Mr. Ochota picked grapes much earlier than is traditional in this region. “I felt as though the grapes had something to say, and the overripeness was taking that away from them,” he said. He used grapes from his own vineyards, but also farmed odd stretches of organic and biodynamic vines around the hills and McLaren Vale. In his wines I tasted something thrilling and unique to this part of the world.

Credit...Austin James Rea

Mr. Ochota was a wild man and a gentle soul, and that combination attracted people to him. Eric Asimov, The Times’s wine critic, wrote to me about him:

“He was such a lovely, vital guy, full of life force. It’s tempting to think of Taras as kind of a mad man, given his rock star background and general devil-may-care affect. But what really struck me about him is that, as a winemaker, he was professionally trained and pragmatic. He was most interested in expressing the purity of the vineyards, and would not countenance flaws that might dilute that expression. He also seemed to have his priorities in order. ‘We’re just making a drink, not solving world peace,’ he said.”

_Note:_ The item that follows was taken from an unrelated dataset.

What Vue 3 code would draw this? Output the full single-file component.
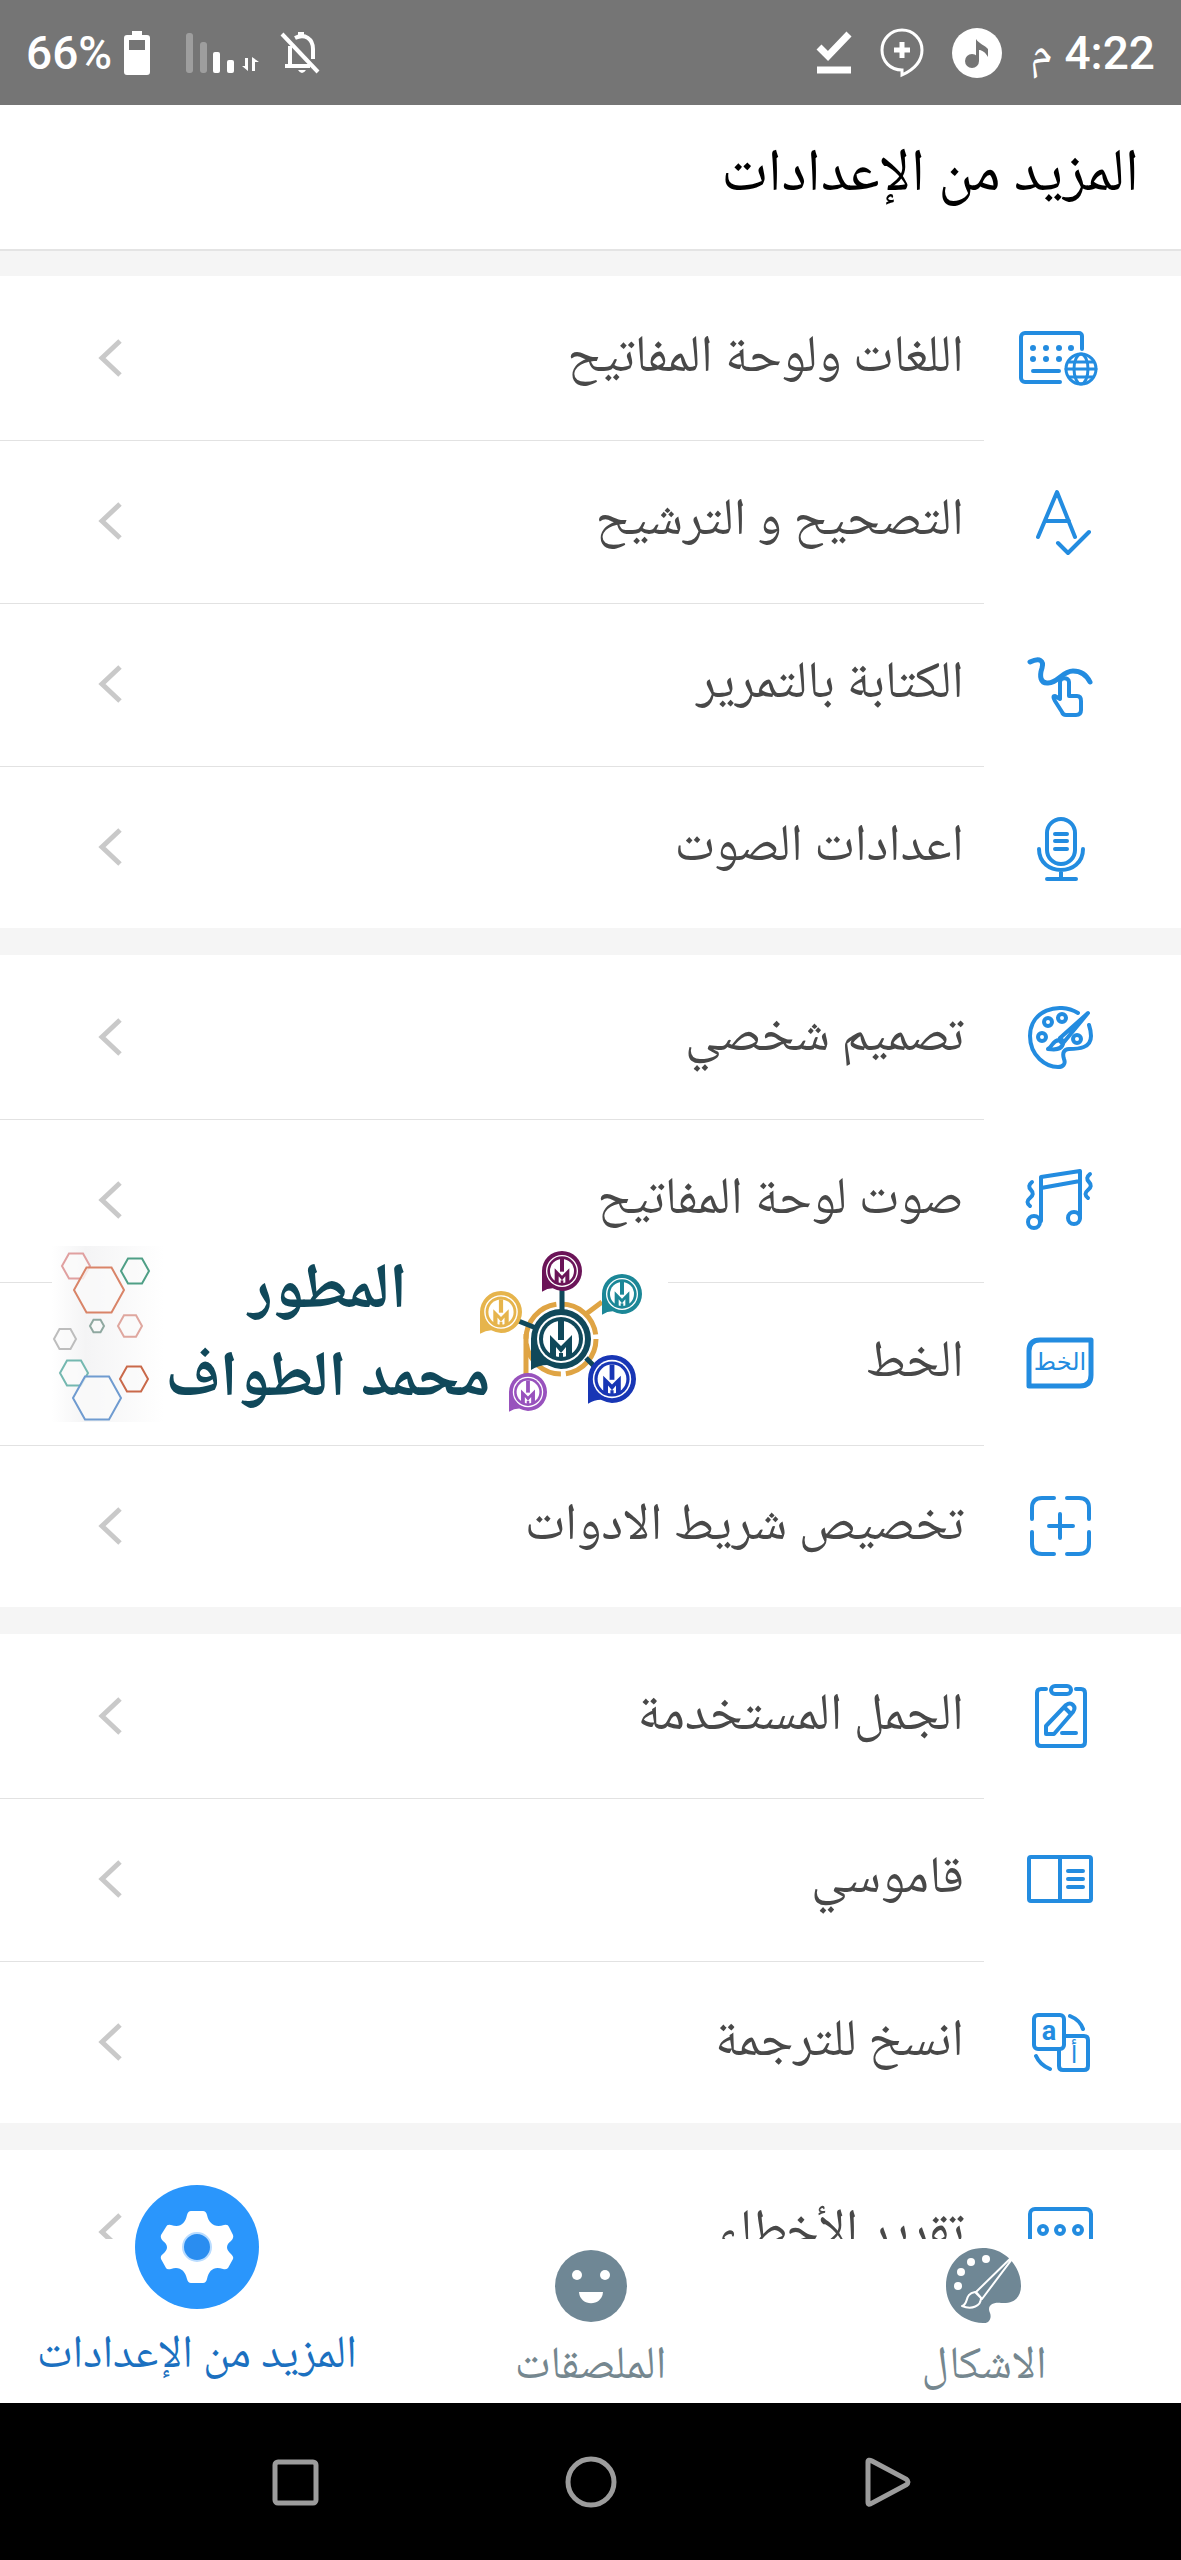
<script setup>
const icons = {
  keyboard:
    '<path d="M70 39V26a3 3 0 0 0-3-3H13a4 4 0 0 0-4 4v41a4 4 0 0 0 4 4h35M21 61h26"/><path stroke-width="6" d="M21 38h0M34 38h0M47 38h0M59 38h0M21 49h0M34 49h0M47 49h0"/><g stroke-width="3"><circle cx="69" cy="59" r="15"/><ellipse cx="69" cy="59" rx="7" ry="15"/><path d="M54 59h30M57 52h24M57 67h24"/></g>',
  correction: '<path d="M26 64 45 19 63 64M33 48h24M46 70l10 10 21-21"/>',
  swipe:
    '<path stroke-width="5" d="M18 26c10-5 14-1 12 6-3 9-1 15 5 15 10 1 15-12 26-12 9 0 14 5 17 11"/><path d="M48 63V46c0-5 9-5 9 0v14h8q4 0 4 5v9q0 5-5 5H54q-3 0-4-3l-7-11q-3-5 0-5z"/>',
  mic:
    '<rect x="35" y="20" width="28" height="45" rx="14"/><path d="M43 35h12M43 42h12M43 50h12M27 50c0 28 44 28 44 0M49 72v8M35 80h29"/>',
  palette:
    '<path d="M66 24C46 12 18 22 18 47c0 20 16 31 28 31 5 0 8-3 6-8-2-6 0-10 5-10 10 0 22-1 22-13 0-4-1-8-2-11"/><circle cx="36" cy="33" r="4"/><circle cx="50" cy="29" r="4"/><circle cx="30" cy="48" r="4"/><circle cx="65" cy="50" r="4"/><path d="M76 24 52 53l-4-4zM47 51l4 4c-2 6-8 6-15 5 5-3 4-8 11-9z"/>',
  sound:
    '<circle cx="22" cy="70" r="6"/><circle cx="62" cy="66" r="6"/><path d="M29 69V25l39-6v47M29 36l39-7"/><path d="M20 30q-5 4-1 8t-1 8 0 8M78 22q-5 4-1 8t-1 8 0 8"/>',
  font:
    '<path stroke-width="5" d="M17 71V36q0-11 11-11h51v35q0 11-11 11z"/><text x="48" y="55" font-size="24" font-family="DejaVu Sans, sans-serif" text-anchor="middle" fill="currentColor" stroke="none">الخط</text>',
  toolbar:
    '<path d="M42 20H30q-10 0-10 10v11M55 20h12q10 0 10 10v11M42 76H30q-10 0-10-10V54M55 76h12q10 0 10-10V54M37 48h24M48 36v24"/>',
  phrases:
    '<path d="M34 21h-5q-4 0-4 4v49q0 4 4 4h40q4 0 4-4V25q0-4-4-4h-5"/><rect x="39" y="18" width="20" height="8" rx="4"/><path d="M34 66v-8l20-21q4-3 7 0t0 7L42 66zM50 65h14M52 39l6 6"/>',
  dictionary:
    '<rect x="17" y="26" width="62" height="44" rx="2"/><path d="M48 26v44M56 40h15M56 48h15M56 56h15"/>',
  translate:
    '<rect x="22" y="21" width="30" height="34" rx="4"/><path d="M52 42h20q4 0 4 4v26q0 4-4 4H51q-4 0-4-4V55M58 22q10 4 13 13M24 62q4 9 14 13"/><g fill="currentColor" stroke="none" text-anchor="middle"><text x="37" y="46" font-size="27" font-weight="700" font-family="Roboto, sans-serif">a</text><text x="62" y="69" font-size="24" font-family="DejaVu Sans, sans-serif">أ</text></g>',
  report:
    '<rect x="18" y="25" width="61" height="48" rx="5"/><circle cx="31" cy="46" r="4"/><circle cx="48" cy="46" r="4"/><circle cx="66" cy="46" r="4"/>'
}

const groups = [
  [
    { icon: 'keyboard', label: 'اللغات ولوحة المفاتيح' },
    { icon: 'correction', label: 'التصحيح و الترشيح' },
    { icon: 'swipe', label: 'الكتابة بالتمرير' },
    { icon: 'mic', label: 'اعدادات الصوت' }
  ],
  [
    { icon: 'palette', label: 'تصميم شخصي' },
    { icon: 'sound', label: 'صوت لوحة المفاتيح' },
    { icon: 'font', label: 'الخط', banner: true },
    { icon: 'toolbar', label: 'تخصيص شريط الادوات' }
  ],
  [
    { icon: 'phrases', label: 'الجمل المستخدمة' },
    { icon: 'dictionary', label: 'قاموسي' },
    { icon: 'translate', label: 'انسخ للترجمة' }
  ],
  [{ icon: 'report', label: 'تقرير الأخطاء' }]
]

const hexagons = [
  { x: 24, y: 20, r: 14, c: '#e0a0a0' },
  { x: 47, y: 44, r: 25, c: '#d98468' },
  { x: 83, y: 25, r: 14, c: '#4f9f86' },
  { x: 45, y: 80, r: 7, c: '#8fa8a0' },
  { x: 78, y: 80, r: 12, c: '#dfa79f' },
  { x: 13, y: 93, r: 11, c: '#bdbdbd' },
  { x: 22, y: 127, r: 14, c: '#74b8b0' },
  { x: 45, y: 152, r: 24, c: '#6f9bd0' },
  { x: 82, y: 133, r: 14, c: '#c9694a' }
]
const hexPoints = ({ x, y, r }) =>
  [[-1, 0], [-0.5, -0.9], [0.5, -0.9], [1, 0], [0.5, 0.9], [-0.5, 0.9]]
    .map(([a, b]) => `${x + a * r},${y + b * r}`)
    .join(' ')

const bubbles = [
  { x: 510, y: 25, s: 20, c: '#6b1458' },
  { x: 570, y: 48, s: 20, c: '#1c8797' },
  { x: 449, y: 66, s: 21, c: '#e6b44c' },
  { x: 476, y: 146, s: 19, c: '#9852bd' },
  { x: 560, y: 133, s: 24, c: '#1836b5' },
  { x: 509, y: 93, s: 30, c: '#10485a' }
]
</script>

<template>
  <div class="phone" dir="rtl" lang="ar">
    <div class="status">
      <div class="status-side">
        <span class="time"><span>4:22</span><span class="meridiem">م</span></span>
        <svg width="50" height="50" viewBox="0 0 50 50">
          <circle cx="25" cy="25" r="25" fill="#fff" />
          <g fill="#757575"><circle cx="20" cy="33" r="7" /><path d="M24 33V11c3 5 9 6 12 10v8c-3-5-6-7-9-7v11z" /></g>
        </svg>
        <svg width="44" height="50" viewBox="0 0 44 50" fill="none" stroke="#fff">
          <path stroke-width="3" d="M22 47v-5C10 42 2 33 2 22a20 20 0 1 1 40 0c0 12-9 20-20 25z" />
          <path stroke-width="5" d="M14 22h16M22 14v16" />
        </svg>
        <svg width="36" height="50" viewBox="0 0 36 50" fill="none" stroke="#fff" stroke-width="7">
          <path d="m3 19 9 9L33 6M1 42h34" />
        </svg>
      </div>
      <div class="status-side battery-side" dir="ltr">
        <span class="percent">66%</span>
        <svg class="battery" width="26" height="44" viewBox="0 0 26 44" fill="#fff">
          <path fill-rule="evenodd" d="M8 0h10v4h5q3 0 3 3v34q0 3-3 3H3q-3 0-3-3V7q0-3 3-3h5zM5 9v10h16V9z" />
        </svg>
        <svg class="signal" width="74" height="40" viewBox="0 0 74 40" fill="#fff">
          <rect width="7" height="40" rx="3" opacity=".3" /><rect x="14" y="9" width="7" height="31" rx="3" opacity=".3" />
          <rect x="27" y="19" width="7" height="21" rx="2" /><rect x="41" y="27" width="7" height="13" rx="2" />
          <path d="M59 25h3v13l-6-5h3zM66 38h3V29h4l-7-5z" />
        </svg>
        <svg width="40" height="42" viewBox="0 0 40 42" fill="none" stroke="#fff" stroke-width="4">
          <path d="M10 14v20M5 34h25M15 6c10-5 18 1 18 11v10" /><path d="M2 2l36 38" />
          <path fill="#fff" stroke="none" d="M18 0h6v6h-6zM18 38h8q-4 6-8 0z" />
        </svg>
      </div>
    </div>

    <header class="header"><h1>المزيد من الإعدادات</h1></header>

    <main class="list">
      <section v-for="(group, g) in groups" :key="g" class="group">
        <div v-for="item in group" :key="item.icon" class="entry">
          <button type="button" class="row">
            <svg class="icon" viewBox="0 0 96 96" v-html="icons[item.icon]" />
            <span class="label">{{ item.label }}</span>
            <svg class="chevron" viewBox="0 0 24 40"><path d="M22 3 4 20l18 17" /></svg>
          </button>
          <div v-if="item.banner" class="banner">
            <svg width="616" height="176" viewBox="0 0 616 176">
              <defs>
                <linearGradient id="fade"><stop offset="0" stop-color="#fff" /><stop offset=".3" stop-color="#f4f4f5" /><stop offset="1" stop-color="#fff" /></linearGradient>
              </defs>
              <rect width="112" height="176" fill="url(#fade)" />
              <polygon v-for="(h, i) in hexagons" :key="i" :points="hexPoints(h)" fill="#fafafa" fill-opacity=".8" :stroke="h.c" stroke-width="2" />
              <g fill="none" stroke="#dfa444" stroke-width="5">
                <circle cx="509" cy="93" r="35" stroke-dasharray="50 5" /><path d="M474 88v45M534 68l16-12" />
              </g>
              <path d="M510 40v24M464 74l20 8M534 112l14 14" stroke="#10485a" stroke-width="5" />
              <g v-for="b in bubbles" :key="b.c" :transform="`translate(${b.x} ${b.y}) scale(${b.s / 30})`">
                <path d="M-30 0a30 30 0 1 1 30 30q-8-1-14-4-8 0-16 5z" :fill="b.c" />
                <circle r="24" fill="#fff" /><circle r="22" :fill="b.c" /><circle r="18" fill="#fff" />
                <path d="M-3-18h6V1h-6z" :fill="b.c" />
                <path d="M-11 19V-4L0 7 11-4v23H5V8L0 14-5 8v11z" :fill="b.c" />
                <path d="M0 14v6" :stroke="b.c" stroke-width="4" />
              </g>
            </svg>
            <div class="developer">
              <span>المطور</span>
              <span>محمد الطواف</span>
            </div>
          </div>
        </div>
      </section>
    </main>

    <nav class="tabs">
      <a href="#themes" class="tab">
        <svg class="tab-icon" viewBox="0 0 76 76">
          <path fill="#6f8795" d="M37 0c22 0 38 18 38 38 0 12-8 18-20 17-10-1-14 4-11 10 2 5-1 11-7 10C15 74 0 58 0 38 0 16 16 0 37 0z" />
          <g fill="#fff"><circle cx="12" cy="38" r="4" /><circle cx="15" cy="24" r="4" /><circle cx="25" cy="14" r="4" /><circle cx="40" cy="11" r="4" /></g>
          <path d="M72 3 30 44l6 7zM29 44l6 6c0 8-9 12-19 8 7-2 2-12 13-14z" fill="#6f8795" stroke="#fff" stroke-width="2" stroke-linejoin="round" />
        </svg>
        <span>الاشكال</span>
      </a>
      <a href="#stickers" class="tab">
        <svg class="tab-icon" viewBox="0 0 76 76">
          <circle cx="38" cy="38" r="36" fill="#6f8795" />
          <g fill="#fff"><circle cx="24" cy="27" r="5" /><circle cx="52" cy="27" r="5" /><path d="M26 44h24c-1 15-23 15-24 0z" /></g>
        </svg>
        <span>الملصقات</span>
      </a>
      <a href="#settings" class="tab active" aria-current="page">
        <svg class="gear" viewBox="0 0 124 124">
          <circle cx="62" cy="62" r="62" fill="#2a96fc" />
          <path fill="#fff" d="M56 26h12q3 0 4 4c2 9 8 13 17 10q4-1 5 2l4 8q1 3-2 6-8 6 0 13 3 3 2 5l-5 9q-2 2-5 1c-9-3-14 1-16 10q-1 4-4 4H56q-3 0-4-4c-2-9-8-13-16-10q-4 1-5-1l-5-9q-1-3 2-5 8-7 0-13-3-3-2-6l5-8q1-3 5-2c9 3 14-1 16-10q1-4 4-4z" />
          <circle cx="62" cy="62" r="14" fill="#2a8df0" stroke="#b9dcff" stroke-width="2" />
        </svg>
        <span>المزيد من الإعدادات</span>
      </a>
    </nav>

    <div class="system" dir="ltr">
      <button type="button" aria-label="التطبيقات الأخيرة"><svg viewBox="0 0 54 54"><rect x="7" y="7" width="41" height="41" rx="3" /></svg></button>
      <button type="button" aria-label="الشاشة الرئيسية"><svg viewBox="0 0 54 54"><circle cx="27" cy="27" r="23" /></svg></button>
      <button type="button" aria-label="رجوع"><svg viewBox="0 0 54 54"><path d="M9 7v40q0 4 4 1l34-18q4-3 0-6L13 6q-4-2-4 1z" /></svg></button>
    </div>
  </div>
</template>

<style>
body {
  margin: 0;
}
</style>

<style scoped>
.phone {
  display: flex;
  flex-direction: column;
  height: 100vh;
  overflow: hidden;
  background: #fff;
  font-family: "Noto Naskh Arabic UI", "Noto Naskh Arabic", "Noto Sans Arabic", "DejaVu Sans", sans-serif;
}
.status {
  flex: none;
  display: flex;
  justify-content: space-between;
  align-items: center;
  height: 105px;
  padding: 0 26px;
  box-sizing: border-box;
  background: #757575;
  color: #fff;
}
.status-side {
  display: flex;
  align-items: center;
  gap: 28px;
}
.time,
.percent {
  font: 500 46px/1 Roboto, "DejaVu Sans", sans-serif;
}
.time {
  display: flex;
  align-items: center;
  gap: 12px;
}
.meridiem {
  font-family: "Noto Naskh Arabic UI", "Noto Naskh Arabic", "DejaVu Sans", sans-serif;
  font-size: 46px;
  font-weight: 400;
}
.battery-side {
  gap: 20px;
}
.battery {
  margin-left: -8px;
}
.signal {
  margin-left: 16px;
}
.header {
  flex: none;
  height: 146px;
  box-sizing: border-box;
  padding: 0 42px 4px;
  border-bottom: 2px solid #e4e4e4;
  display: flex;
  align-items: center;
}
.header h1 {
  margin: 0;
  font-size: 60px;
  font-weight: 400;
  line-height: 72px;
  color: #000;
}
.list {
  flex: 1 1 0;
  min-height: 0;
  overflow: hidden;
  background: #f5f5f5;
  display: flex;
  flex-direction: column;
  gap: 27px;
  padding-top: 25px;
}
.group {
  flex: none;
  background: #fff;
}
.entry {
  position: relative;
}
.row {
  display: flex;
  align-items: center;
  width: 100%;
  height: 163px;
  padding: 0 73px 0 98px;
  border: 0;
  background: none;
  font: inherit;
  color: #484848;
}
.entry + .entry::before {
  content: "";
  position: absolute;
  top: 1px;
  left: 0;
  right: 197px;
  height: 1px;
  background: #e2e2e2;
}
.icon {
  width: 96px;
  height: 96px;
  fill: none;
  stroke: currentColor;
  stroke-width: 4;
  stroke-linecap: round;
  stroke-linejoin: round;
  color: #238ce0;
}
.label {
  flex: 1;
  margin-right: 48px;
  text-align: right;
  font-size: 52px;
  line-height: 64px;
}
.chevron {
  width: 24px;
  height: 40px;
  fill: none;
  stroke: #c9c9c9;
  stroke-width: 5;
}
.banner {
  position: absolute;
  z-index: 1;
  top: -35px;
  left: 52px;
  height: 176px;
  background: #fff;
}
.banner svg {
  display: block;
}
.developer {
  position: absolute;
  top: 2px;
  left: 108px;
  width: 336px;
  display: flex;
  flex-direction: column;
  align-items: center;
  color: #10485a;
  font-size: 64px;
  line-height: 88px;
  font-weight: 700;
  white-space: nowrap;
}
.tabs {
  flex: none;
  display: grid;
  grid-template-columns: repeat(3, 1fr);
  grid-template-rows: minmax(0, 1fr);
  height: 164px;
  background: #fff;
  position: relative;
  z-index: 2;
}
.tab {
  display: flex;
  flex-direction: column;
  align-items: center;
  justify-content: flex-end;
  gap: 14px;
  padding-bottom: 9px;
  color: #75878f;
  font-size: 46px;
  line-height: 56px;
  white-space: nowrap;
  text-decoration: none;
}
.tab.active {
  padding-bottom: 20px;
  gap: 18px;
  color: #1b70c0;
}
.tab-icon {
  flex: none;
  width: 76px;
  height: 76px;
}
.gear {
  flex: none;
  width: 124px;
  height: 124px;
}
.system {
  flex: none;
  display: grid;
  grid-template-columns: repeat(3, 1fr);
  height: 157px;
  padding: 0 12.5%;
  background: #000;
}
.system button {
  display: flex;
  align-items: center;
  justify-content: center;
  padding: 0;
  border: 0;
  background: none;
}
.system svg {
  width: 54px;
  height: 54px;
  fill: none;
  stroke: #9c9c9c;
  stroke-width: 5;
}
</style>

It’s spring here in Australia, and Ochota Barrels’ latest wines were released just a few weeks back. I drank the latest vintage of their rosé, Surfer Rosa, on one of Melbourne’s first sunny, warm days. I’ve worn out my love of rosé, growing tired of its easy fruit and often predictable acid. But, like so much of what Mr. Ochota produced, this was different: complex, grassy, herbal. I could taste the thoughtfulness and wit and odd brilliance of the man who made it.

Two days later I woke to the news that Mr. Ochota had died at 49, of complications related to a long-term autoimmune condition.

Wine is just a drink. But for those of us who obsess over it and love it and attach part of our identities to it, it can be more. It can be a way to express the soul of a piece of land, a marriage, a person. I’m not sure there was anyone in Australia who achieved that better than Taras Ochota.